**SUPPLIED MATERIAL:**

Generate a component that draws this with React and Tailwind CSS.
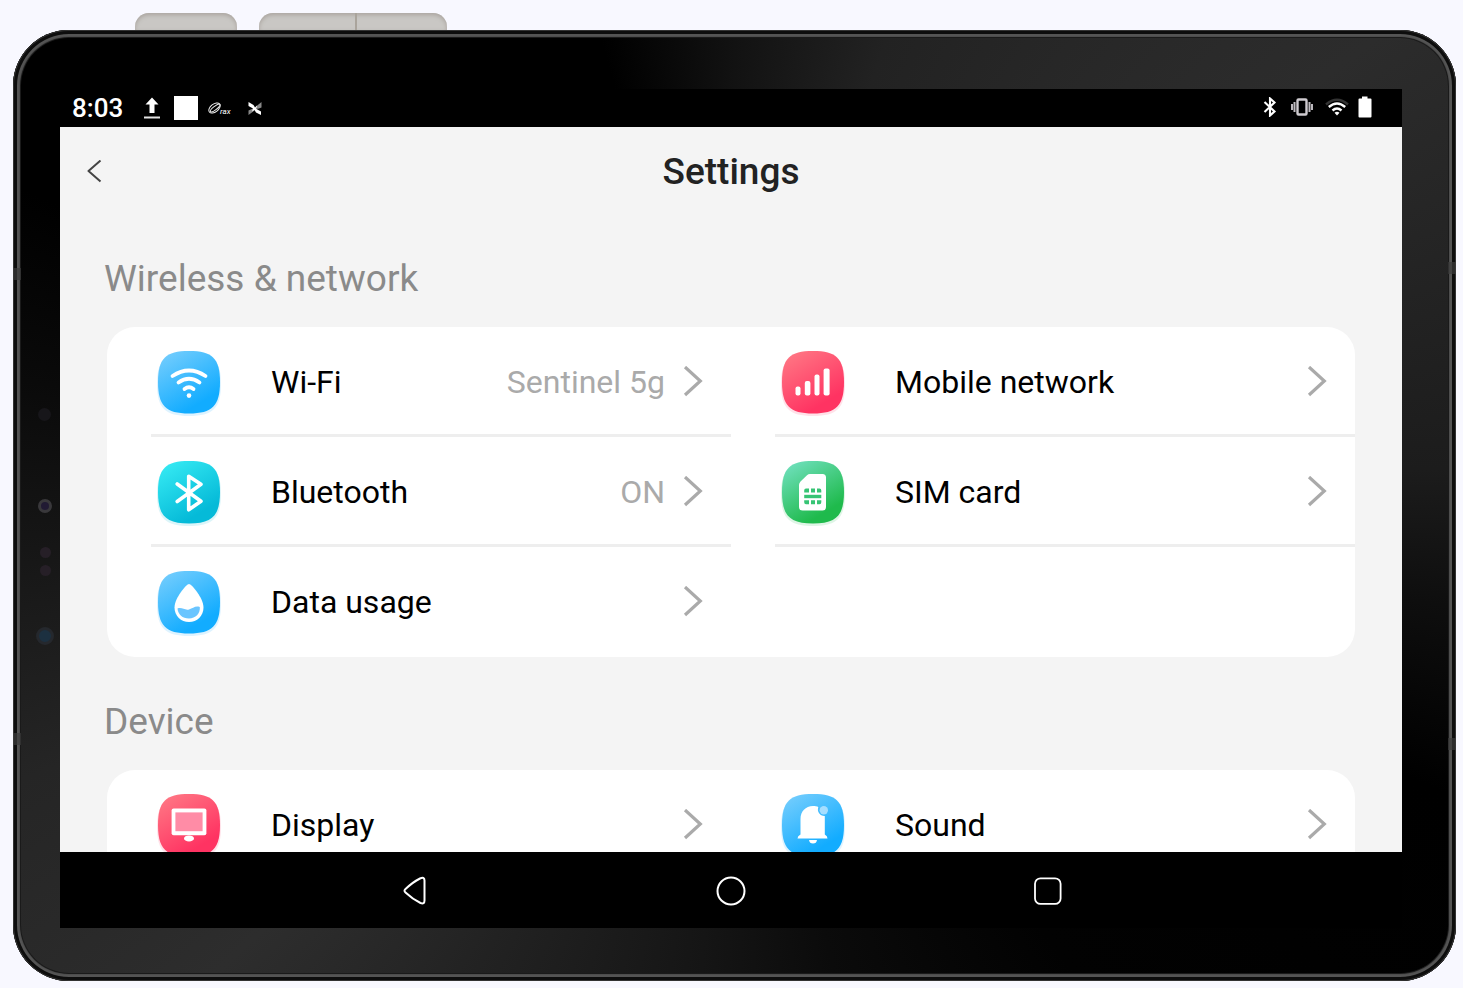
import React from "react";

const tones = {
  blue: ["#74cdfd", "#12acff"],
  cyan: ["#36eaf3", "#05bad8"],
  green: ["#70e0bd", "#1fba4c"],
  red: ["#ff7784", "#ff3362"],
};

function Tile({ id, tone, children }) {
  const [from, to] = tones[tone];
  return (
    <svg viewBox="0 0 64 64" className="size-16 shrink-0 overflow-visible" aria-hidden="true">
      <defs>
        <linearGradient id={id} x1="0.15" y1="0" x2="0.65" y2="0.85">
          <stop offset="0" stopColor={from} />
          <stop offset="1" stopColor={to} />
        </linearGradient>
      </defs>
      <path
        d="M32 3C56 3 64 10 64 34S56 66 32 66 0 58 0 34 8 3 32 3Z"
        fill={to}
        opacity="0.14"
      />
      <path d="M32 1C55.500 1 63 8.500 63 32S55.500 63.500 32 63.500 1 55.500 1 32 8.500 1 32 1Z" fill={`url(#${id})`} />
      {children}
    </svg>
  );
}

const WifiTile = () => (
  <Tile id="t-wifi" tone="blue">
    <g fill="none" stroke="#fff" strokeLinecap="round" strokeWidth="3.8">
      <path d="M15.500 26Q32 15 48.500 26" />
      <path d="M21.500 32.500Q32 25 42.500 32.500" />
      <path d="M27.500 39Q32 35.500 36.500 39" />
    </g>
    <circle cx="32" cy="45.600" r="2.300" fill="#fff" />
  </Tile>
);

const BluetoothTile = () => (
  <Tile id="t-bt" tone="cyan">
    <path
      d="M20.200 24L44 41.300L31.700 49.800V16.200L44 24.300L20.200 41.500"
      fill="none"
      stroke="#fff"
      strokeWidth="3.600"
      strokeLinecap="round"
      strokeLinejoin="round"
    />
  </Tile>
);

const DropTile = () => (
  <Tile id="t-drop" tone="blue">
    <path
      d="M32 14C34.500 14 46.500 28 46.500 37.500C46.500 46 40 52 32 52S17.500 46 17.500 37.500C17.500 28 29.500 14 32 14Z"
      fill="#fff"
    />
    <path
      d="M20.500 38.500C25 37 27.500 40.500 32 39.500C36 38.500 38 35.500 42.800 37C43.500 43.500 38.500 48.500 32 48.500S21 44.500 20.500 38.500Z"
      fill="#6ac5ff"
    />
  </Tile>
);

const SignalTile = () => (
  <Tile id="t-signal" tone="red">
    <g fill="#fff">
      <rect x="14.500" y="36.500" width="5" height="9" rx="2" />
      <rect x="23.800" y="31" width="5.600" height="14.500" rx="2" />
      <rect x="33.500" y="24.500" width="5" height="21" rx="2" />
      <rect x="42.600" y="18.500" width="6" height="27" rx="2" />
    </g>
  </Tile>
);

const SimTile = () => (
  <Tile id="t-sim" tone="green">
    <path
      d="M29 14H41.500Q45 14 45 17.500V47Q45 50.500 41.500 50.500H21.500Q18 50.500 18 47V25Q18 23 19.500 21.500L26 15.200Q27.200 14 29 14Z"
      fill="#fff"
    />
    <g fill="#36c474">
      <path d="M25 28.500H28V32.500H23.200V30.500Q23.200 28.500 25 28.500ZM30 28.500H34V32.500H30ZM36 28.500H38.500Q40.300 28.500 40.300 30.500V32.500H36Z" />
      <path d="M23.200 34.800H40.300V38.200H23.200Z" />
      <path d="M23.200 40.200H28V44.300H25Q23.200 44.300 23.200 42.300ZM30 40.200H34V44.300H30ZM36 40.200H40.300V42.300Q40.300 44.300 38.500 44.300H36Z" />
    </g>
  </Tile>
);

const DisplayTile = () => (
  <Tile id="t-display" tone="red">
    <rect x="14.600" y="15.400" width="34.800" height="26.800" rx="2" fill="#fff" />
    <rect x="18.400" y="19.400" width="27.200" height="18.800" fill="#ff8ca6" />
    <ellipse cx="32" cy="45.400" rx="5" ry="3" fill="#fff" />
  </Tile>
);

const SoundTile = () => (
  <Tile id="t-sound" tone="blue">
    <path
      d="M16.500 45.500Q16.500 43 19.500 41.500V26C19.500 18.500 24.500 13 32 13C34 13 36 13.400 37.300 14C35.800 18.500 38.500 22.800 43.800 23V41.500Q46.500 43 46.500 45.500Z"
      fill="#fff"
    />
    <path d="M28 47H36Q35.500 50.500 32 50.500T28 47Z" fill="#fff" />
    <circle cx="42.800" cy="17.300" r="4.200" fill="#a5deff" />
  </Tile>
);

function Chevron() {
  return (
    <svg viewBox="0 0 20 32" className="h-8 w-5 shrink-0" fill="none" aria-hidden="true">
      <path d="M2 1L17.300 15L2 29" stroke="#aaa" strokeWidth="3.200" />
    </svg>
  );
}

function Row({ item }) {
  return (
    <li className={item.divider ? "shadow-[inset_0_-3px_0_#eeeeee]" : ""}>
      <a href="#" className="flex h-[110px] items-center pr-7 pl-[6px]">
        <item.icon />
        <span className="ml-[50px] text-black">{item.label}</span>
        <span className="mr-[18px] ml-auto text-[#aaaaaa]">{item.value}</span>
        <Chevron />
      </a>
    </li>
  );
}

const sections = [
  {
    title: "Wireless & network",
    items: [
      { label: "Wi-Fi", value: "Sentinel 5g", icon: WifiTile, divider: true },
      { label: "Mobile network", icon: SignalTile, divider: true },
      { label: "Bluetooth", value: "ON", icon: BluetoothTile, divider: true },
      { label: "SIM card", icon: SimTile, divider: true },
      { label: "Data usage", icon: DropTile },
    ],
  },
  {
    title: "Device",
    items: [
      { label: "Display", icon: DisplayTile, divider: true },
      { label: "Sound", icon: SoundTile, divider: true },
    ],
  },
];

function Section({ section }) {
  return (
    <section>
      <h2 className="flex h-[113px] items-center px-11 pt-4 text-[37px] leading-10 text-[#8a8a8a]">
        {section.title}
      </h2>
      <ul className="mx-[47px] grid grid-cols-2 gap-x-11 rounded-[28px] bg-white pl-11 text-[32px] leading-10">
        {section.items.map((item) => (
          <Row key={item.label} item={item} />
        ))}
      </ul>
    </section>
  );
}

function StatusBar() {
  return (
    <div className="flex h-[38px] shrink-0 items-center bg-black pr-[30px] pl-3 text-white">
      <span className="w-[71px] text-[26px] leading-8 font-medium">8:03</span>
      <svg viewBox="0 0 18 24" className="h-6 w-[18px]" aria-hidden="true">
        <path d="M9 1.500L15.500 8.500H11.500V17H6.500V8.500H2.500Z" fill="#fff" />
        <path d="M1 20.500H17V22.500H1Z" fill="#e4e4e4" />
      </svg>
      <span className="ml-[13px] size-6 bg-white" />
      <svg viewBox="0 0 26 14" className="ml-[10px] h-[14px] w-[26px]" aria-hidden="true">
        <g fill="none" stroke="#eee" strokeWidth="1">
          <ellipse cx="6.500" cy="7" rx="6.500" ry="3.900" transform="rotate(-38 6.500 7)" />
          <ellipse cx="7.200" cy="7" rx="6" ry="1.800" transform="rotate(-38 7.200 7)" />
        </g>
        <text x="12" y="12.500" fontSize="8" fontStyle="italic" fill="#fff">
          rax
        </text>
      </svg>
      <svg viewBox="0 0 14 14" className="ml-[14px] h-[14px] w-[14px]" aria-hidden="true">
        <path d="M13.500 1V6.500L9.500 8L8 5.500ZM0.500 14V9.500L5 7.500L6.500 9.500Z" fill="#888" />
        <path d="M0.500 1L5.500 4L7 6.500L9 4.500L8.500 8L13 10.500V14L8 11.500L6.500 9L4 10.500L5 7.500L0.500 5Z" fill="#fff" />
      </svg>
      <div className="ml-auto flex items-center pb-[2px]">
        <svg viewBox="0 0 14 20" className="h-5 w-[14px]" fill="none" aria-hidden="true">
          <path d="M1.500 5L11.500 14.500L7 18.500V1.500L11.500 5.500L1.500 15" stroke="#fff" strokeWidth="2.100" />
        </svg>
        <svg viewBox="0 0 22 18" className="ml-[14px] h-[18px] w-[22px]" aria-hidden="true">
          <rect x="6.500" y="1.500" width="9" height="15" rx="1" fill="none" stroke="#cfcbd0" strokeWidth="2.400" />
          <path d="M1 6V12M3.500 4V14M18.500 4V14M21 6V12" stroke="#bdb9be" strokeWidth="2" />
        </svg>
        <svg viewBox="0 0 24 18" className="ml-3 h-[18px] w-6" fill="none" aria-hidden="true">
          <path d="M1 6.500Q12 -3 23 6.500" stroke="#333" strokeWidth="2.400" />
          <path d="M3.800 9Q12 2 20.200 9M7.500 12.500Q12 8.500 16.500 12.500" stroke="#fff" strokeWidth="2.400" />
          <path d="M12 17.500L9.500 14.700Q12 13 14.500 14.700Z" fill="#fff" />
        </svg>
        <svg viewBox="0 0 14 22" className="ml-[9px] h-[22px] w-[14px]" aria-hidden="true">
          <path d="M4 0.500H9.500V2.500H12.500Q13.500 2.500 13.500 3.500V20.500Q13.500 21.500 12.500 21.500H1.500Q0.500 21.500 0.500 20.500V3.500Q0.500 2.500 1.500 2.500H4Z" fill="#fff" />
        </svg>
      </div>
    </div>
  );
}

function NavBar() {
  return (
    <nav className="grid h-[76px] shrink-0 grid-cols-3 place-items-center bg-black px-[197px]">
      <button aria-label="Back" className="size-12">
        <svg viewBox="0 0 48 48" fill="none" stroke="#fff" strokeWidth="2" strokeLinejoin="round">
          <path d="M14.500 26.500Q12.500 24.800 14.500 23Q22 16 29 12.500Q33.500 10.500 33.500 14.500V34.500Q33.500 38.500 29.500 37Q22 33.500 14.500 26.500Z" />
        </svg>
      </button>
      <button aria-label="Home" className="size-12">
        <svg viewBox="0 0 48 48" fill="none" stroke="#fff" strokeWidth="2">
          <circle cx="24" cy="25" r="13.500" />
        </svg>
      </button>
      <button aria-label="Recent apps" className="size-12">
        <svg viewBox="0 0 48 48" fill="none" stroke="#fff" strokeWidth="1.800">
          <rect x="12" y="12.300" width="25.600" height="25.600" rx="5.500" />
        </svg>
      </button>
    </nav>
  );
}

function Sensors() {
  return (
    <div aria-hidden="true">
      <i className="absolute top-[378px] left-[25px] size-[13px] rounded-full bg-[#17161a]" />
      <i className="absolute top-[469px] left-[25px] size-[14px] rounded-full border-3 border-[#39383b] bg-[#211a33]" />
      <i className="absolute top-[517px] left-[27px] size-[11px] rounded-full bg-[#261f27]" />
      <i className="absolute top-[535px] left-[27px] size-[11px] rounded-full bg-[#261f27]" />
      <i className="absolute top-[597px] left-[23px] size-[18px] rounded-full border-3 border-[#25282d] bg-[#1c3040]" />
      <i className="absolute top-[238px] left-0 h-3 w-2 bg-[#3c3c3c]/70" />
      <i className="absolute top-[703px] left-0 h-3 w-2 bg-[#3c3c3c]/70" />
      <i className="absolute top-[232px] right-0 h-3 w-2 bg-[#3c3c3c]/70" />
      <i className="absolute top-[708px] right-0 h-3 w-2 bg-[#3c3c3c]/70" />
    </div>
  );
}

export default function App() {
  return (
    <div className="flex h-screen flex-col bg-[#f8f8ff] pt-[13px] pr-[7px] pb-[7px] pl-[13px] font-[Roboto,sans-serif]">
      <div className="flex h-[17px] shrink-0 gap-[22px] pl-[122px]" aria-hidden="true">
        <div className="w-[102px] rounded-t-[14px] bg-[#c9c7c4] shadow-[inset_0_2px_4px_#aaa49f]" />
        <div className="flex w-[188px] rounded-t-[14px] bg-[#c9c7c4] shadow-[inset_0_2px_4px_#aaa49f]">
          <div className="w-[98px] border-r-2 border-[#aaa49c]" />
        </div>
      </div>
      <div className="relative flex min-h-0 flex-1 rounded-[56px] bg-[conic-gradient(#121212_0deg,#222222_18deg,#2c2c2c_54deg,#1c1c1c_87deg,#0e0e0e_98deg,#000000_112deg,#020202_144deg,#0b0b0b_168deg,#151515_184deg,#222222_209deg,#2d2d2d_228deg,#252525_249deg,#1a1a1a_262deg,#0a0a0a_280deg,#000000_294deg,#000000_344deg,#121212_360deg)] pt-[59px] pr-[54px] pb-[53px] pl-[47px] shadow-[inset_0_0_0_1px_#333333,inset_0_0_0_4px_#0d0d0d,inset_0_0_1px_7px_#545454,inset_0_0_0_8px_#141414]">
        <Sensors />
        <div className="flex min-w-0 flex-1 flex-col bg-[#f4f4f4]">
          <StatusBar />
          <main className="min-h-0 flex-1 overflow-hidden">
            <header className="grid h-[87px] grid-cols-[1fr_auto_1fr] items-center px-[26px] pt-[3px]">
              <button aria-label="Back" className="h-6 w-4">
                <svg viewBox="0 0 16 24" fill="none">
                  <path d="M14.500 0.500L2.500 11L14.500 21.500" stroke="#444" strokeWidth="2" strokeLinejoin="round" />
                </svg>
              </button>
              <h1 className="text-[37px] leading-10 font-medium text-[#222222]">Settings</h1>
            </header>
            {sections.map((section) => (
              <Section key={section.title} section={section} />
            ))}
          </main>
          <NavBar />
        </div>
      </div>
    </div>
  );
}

**TASK TO COMPLETE:** Take every line from the data that contains the word "React".

**EXERCISE OUTPUT:**
Generate a component that draws this with React and Tailwind CSS.
import React from "react";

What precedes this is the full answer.